Exercise prompt>
Restate the material word for word and leave out anything that is a picture.

The data>

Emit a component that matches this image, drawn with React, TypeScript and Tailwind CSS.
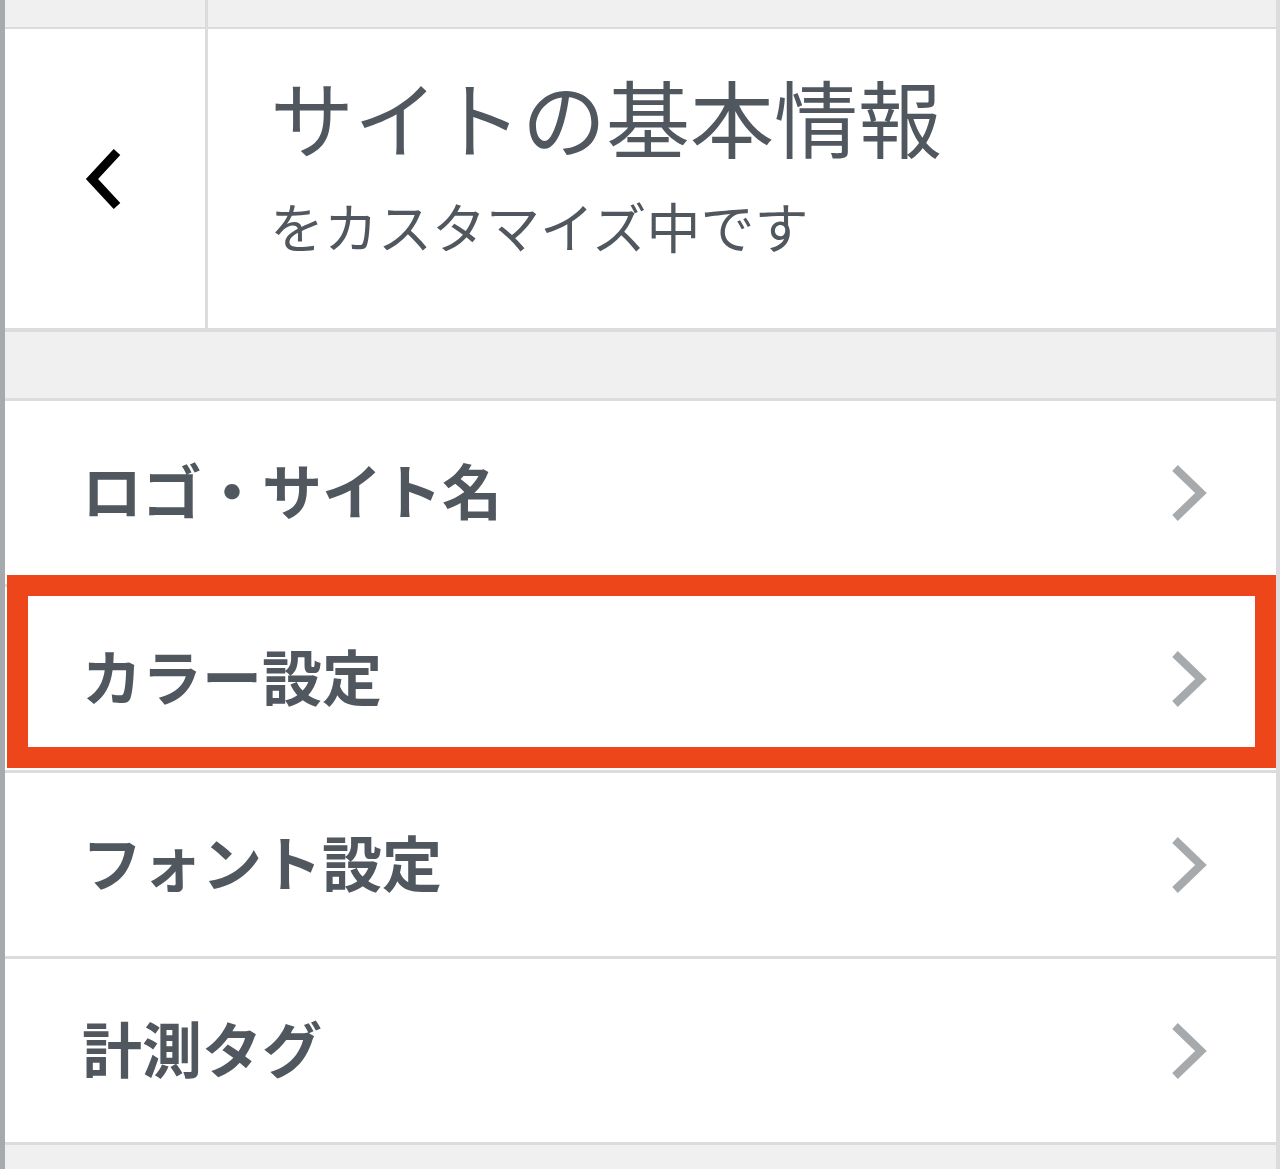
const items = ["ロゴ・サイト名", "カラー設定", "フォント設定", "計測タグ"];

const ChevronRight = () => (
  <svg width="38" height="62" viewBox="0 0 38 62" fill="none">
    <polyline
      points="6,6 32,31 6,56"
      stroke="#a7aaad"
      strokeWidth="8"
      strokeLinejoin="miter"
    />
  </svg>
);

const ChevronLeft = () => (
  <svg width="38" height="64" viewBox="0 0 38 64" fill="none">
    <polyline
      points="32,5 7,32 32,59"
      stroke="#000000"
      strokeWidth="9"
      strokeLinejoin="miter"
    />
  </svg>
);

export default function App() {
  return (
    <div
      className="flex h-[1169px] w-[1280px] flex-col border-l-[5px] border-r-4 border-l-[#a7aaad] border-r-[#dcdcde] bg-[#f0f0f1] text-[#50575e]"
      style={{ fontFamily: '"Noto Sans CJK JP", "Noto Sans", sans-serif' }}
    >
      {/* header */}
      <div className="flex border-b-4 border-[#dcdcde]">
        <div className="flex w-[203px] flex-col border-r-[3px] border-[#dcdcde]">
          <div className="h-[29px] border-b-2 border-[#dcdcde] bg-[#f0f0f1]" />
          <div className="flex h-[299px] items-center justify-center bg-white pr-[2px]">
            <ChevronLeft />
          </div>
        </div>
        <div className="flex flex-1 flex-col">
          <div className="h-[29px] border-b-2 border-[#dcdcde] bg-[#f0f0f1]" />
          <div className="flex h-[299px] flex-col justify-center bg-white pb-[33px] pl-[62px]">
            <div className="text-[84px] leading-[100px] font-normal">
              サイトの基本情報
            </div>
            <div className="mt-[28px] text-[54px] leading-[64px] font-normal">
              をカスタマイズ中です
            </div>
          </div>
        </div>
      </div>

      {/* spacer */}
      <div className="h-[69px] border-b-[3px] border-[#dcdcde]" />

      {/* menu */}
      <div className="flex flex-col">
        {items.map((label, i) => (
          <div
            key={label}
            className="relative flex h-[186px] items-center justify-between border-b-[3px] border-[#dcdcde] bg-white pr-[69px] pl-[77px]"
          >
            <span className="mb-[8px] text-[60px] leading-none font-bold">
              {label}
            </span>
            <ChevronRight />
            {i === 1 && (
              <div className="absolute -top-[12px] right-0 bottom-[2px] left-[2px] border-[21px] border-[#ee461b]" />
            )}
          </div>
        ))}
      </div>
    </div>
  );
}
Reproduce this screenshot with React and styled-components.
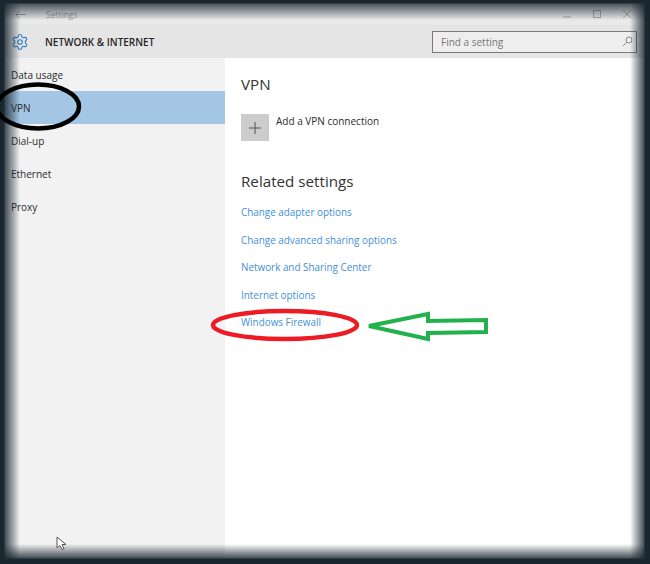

Full solution>
Emit a component that matches this image, drawn with React, TypeScript and Tailwind CSS.
const items = ["ロゴ・サイト名", "カラー設定", "フォント設定", "計測タグ"];

const ChevronRight = () => (
  <svg width="38" height="62" viewBox="0 0 38 62" fill="none">
    <polyline
      points="6,6 32,31 6,56"
      stroke="#a7aaad"
      strokeWidth="8"
      strokeLinejoin="miter"
    />
  </svg>
);

const ChevronLeft = () => (
  <svg width="38" height="64" viewBox="0 0 38 64" fill="none">
    <polyline
      points="32,5 7,32 32,59"
      stroke="#000000"
      strokeWidth="9"
      strokeLinejoin="miter"
    />
  </svg>
);

export default function App() {
  return (
    <div
      className="flex h-[1169px] w-[1280px] flex-col border-l-[5px] border-r-4 border-l-[#a7aaad] border-r-[#dcdcde] bg-[#f0f0f1] text-[#50575e]"
      style={{ fontFamily: '"Noto Sans CJK JP", "Noto Sans", sans-serif' }}
    >
      {/* header */}
      <div className="flex border-b-4 border-[#dcdcde]">
        <div className="flex w-[203px] flex-col border-r-[3px] border-[#dcdcde]">
          <div className="h-[29px] border-b-2 border-[#dcdcde] bg-[#f0f0f1]" />
          <div className="flex h-[299px] items-center justify-center bg-white pr-[2px]">
            <ChevronLeft />
          </div>
        </div>
        <div className="flex flex-1 flex-col">
          <div className="h-[29px] border-b-2 border-[#dcdcde] bg-[#f0f0f1]" />
          <div className="flex h-[299px] flex-col justify-center bg-white pb-[33px] pl-[62px]">
            <div className="text-[84px] leading-[100px] font-normal">
              サイトの基本情報
            </div>
            <div className="mt-[28px] text-[54px] leading-[64px] font-normal">
              をカスタマイズ中です
            </div>
          </div>
        </div>
      </div>

      {/* spacer */}
      <div className="h-[69px] border-b-[3px] border-[#dcdcde]" />

      {/* menu */}
      <div className="flex flex-col">
        {items.map((label, i) => (
          <div
            key={label}
            className="relative flex h-[186px] items-center justify-between border-b-[3px] border-[#dcdcde] bg-white pr-[69px] pl-[77px]"
          >
            <span className="mb-[8px] text-[60px] leading-none font-bold">
              {label}
            </span>
            <ChevronRight />
            {i === 1 && (
              <div className="absolute -top-[12px] right-0 bottom-[2px] left-[2px] border-[21px] border-[#ee461b]" />
            )}
          </div>
        ))}
      </div>
    </div>
  );
}
Reproduce this screenshot with React and styled-components.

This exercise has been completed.